I lied. I said I’ll write more, but so many things happened since my last post, and I couldn’t muster enough energy to put my thoughts and emotions into words. Or maybe I just didn’t want to. Words elude me when sadness overwhelms, and all I want to do is just to run and hide.

I dreamed of a 20-foot  Sandman who was chasing me everywhere. No matter how far I run, he’d still get to me. Friends and family tried to protect me by allowing me to build secret passageways underneath their living quarters, and eventually I managed to create a maze of an underground passage that led me to somewhere ‘safe’ where I didn’t think he’d thought to look for me. That morning when he came for me, I ran and ran until I got there, and there it was– a small poorly vented underground room that was once a prisoner’s cell long ago and had now been abandoned. The self in my dream was quite smug for finally outrunning Sandman, but that smugness lasted about 2 seconds- I remembered, then and there, that while I was tucked away safely in this cell, Sandman would still be looking, and I knew how relentless he could be. What would happen (or rather, had happened) to those people who partook in hiding me?! Sandman didn’t look like a compassionate thing that would allow any accomplice to get away. I knew then, that I was responsible for that, and there was nothing I could do about it. It’s too late; I had blood on my hands. There was no such thing as safety; sooner or later Sandman would get me. I couldn’t stop crying, and all I want to do was to undo everything. But there was no chance for that- I woke up, covered in tears and snot.

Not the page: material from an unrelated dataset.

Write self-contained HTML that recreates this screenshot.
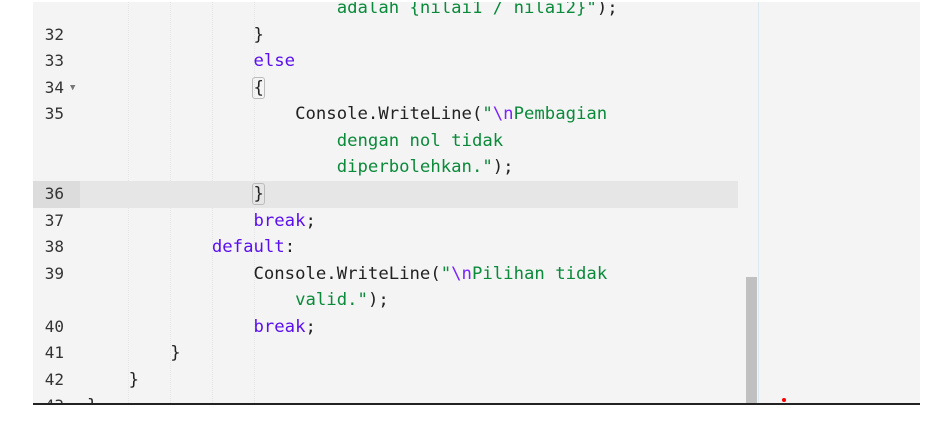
<!DOCTYPE html>
<html><head><style>
body{margin:0;width:937px;height:426px;background:#fff;overflow:hidden;position:relative;font-family:"DejaVu Sans Mono","Liberation Mono",monospace}
#ed{position:absolute;left:33px;top:2px;width:887px;height:401px;background:#f4f4f4;overflow:hidden;border-bottom:2px solid #222;box-sizing:content-box}
.row{position:absolute;left:0;height:26.5px;line-height:26.5px;font-size:17.3px;white-space:pre;color:#222;width:705px}
.ln{position:absolute;left:0;width:31px;text-align:right;color:#333;font-size:16px}
.code{position:absolute;left:54px}
.k{color:#5a0ff0}.s{color:#0a8a3a}.e{color:#7a22ff}
.g{position:absolute;top:0;width:0;border-left:1px dotted #e6e6e6;height:401px}
.hl{position:absolute;left:47px;top:179px;width:658px;height:26.5px;background:#e6e6e6}
.hlg{position:absolute;left:0;top:179px;width:47px;height:26.5px;background:#dcdcdc}
.br{outline:1px solid #bbb;border-radius:2px}
</style></head><body>
<div id="ed">
<div class="hl"></div><div class="hlg"></div>
<div class="g" style="left:95px"></div><div class="g" style="left:137px"></div><div class="g" style="left:179px"></div><div class="g" style="left:221px"></div>
<div class="row" style="top:-7px"><span class="code">                        <span class="s">adalah {nilai1 / nilai2}"</span>);</span></div>
<div class="row" style="top:19.5px"><span class="ln">32</span><span class="code">                }</span></div>
<div class="row" style="top:46px"><span class="ln">33</span><span class="code">                <span class="k">else</span></span></div>
<div class="row" style="top:72.5px"><span class="ln">34<span style="position:absolute;left:37px;top:0;font-size:9px;color:#777">▼</span></span><span class="code">                <span class="br">{</span></span></div>
<div class="row" style="top:99px"><span class="ln">35</span><span class="code">                    Console.WriteLine(<span class="s">"</span><span class="e">\n</span><span class="s">Pembagian</span></span></div>
<div class="row" style="top:125.5px"><span class="code">                        <span class="s">dengan nol tidak</span></span></div>
<div class="row" style="top:152px"><span class="code">                        <span class="s">diperbolehkan."</span>);</span></div>
<div class="row" style="top:179px"><span class="ln">36</span><span class="code">                <span class="br">}</span></span></div>
<div class="row" style="top:205.5px"><span class="ln">37</span><span class="code">                <span class="k">break</span>;</span></div>
<div class="row" style="top:232px"><span class="ln">38</span><span class="code">            <span class="k">default</span>:</span></div>
<div class="row" style="top:258.5px"><span class="ln">39</span><span class="code">                Console.WriteLine(<span class="s">"</span><span class="e">\n</span><span class="s">Pilihan tidak</span></span></div>
<div class="row" style="top:285px"><span class="code">                    <span class="s">valid."</span>);</span></div>
<div class="row" style="top:311.5px"><span class="ln">40</span><span class="code">                <span class="k">break</span>;</span></div>
<div class="row" style="top:338px"><span class="ln">41</span><span class="code">        }</span></div>
<div class="row" style="top:364.5px"><span class="ln">42</span><span class="code">    }</span></div>
<div class="row" style="top:391px"><span class="ln">43</span><span class="code">}</span></div>
<div style="position:absolute;left:713px;top:275px;width:11px;height:126px;background:#c0c0c0"></div>
<div style="position:absolute;left:725px;top:0;width:1px;height:401px;background:#dbe8ee"></div>
<div style="position:absolute;left:749px;top:396px;width:4px;height:4px;border-radius:50%;background:#f00"></div>
</div>
</body></html>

Such a morbid dream; so much to unpack from that stream of subconsciousness. Grandma passed away four months and a week ago, and I’m still coming to terms with it. Early on, my mind kept replaying all the memories I had with her, and I couldn’t help but think that I’d never have the chance to create more memories with her anymore. I selfishly wanted more time with her. I was going to go home for Chinese New Year next year! Why now? Why so soon?! Then it hit me- how hypocritical I was, for saying I wanted more time with her. How was I going to do that when I’m all the way here in another country thousands of miles away?! Going home once every few years does not cut it. Just like that, my anger on whoever it was from the Otherworld who took her away from me, and my regret, turned into guilt. And guilt–is the worst feeling of all. The early days just after her passing were filled with spurts of lacrimation fest, of which faucet I had almost no control over (at least I could stop self from doing that when around people).

It got better over time. Work kept me busy, so I didn’t have to think about it too much, or at all. The daily hum-drum became a soothing balm, and if work wasn’t enough to tire me out, there’s always the endless TV shows that I could turn to to numb me up.  I was doing quite a good job at that until about a month ago. It was just another day not unlike any other, except I incidentally found out about a dear friend’s tragic and unexpected demise. To say I was in shock was an understatement. How could a seemingly healthy person just suddenly be dead? I just saw him a little over a year ago and had a great catch-up session after 8 years of not seeing each other. I have questions, but none of which would ever be answered. They probably didn’t matter anyway.

Death has a way of reaching inside and squeezing the life out of you, figuratively (and perhaps also literally). I was deeply shaken, and for the first time in months, I saw how I was not-living. I thought I was doing fine after Grandma passed away, but in truth I sealed off a part of me, and was going through the motions of living without really doing so. Grandma wouldn’t have wanted me to live like this, nor my friend. This was a wake-up call; I have to do better. So here I am, writing about this, cherishing all the memories I’ve had with them, and letting all the emotions wash over me. Tonight, I’ll sip on Kopi-C Peng – Grandma’s favorite beverage – and just, feel. Sandman will always be after me (us), whether I like it or not. If it’s futile to run away, why not just live every day like it’s the last?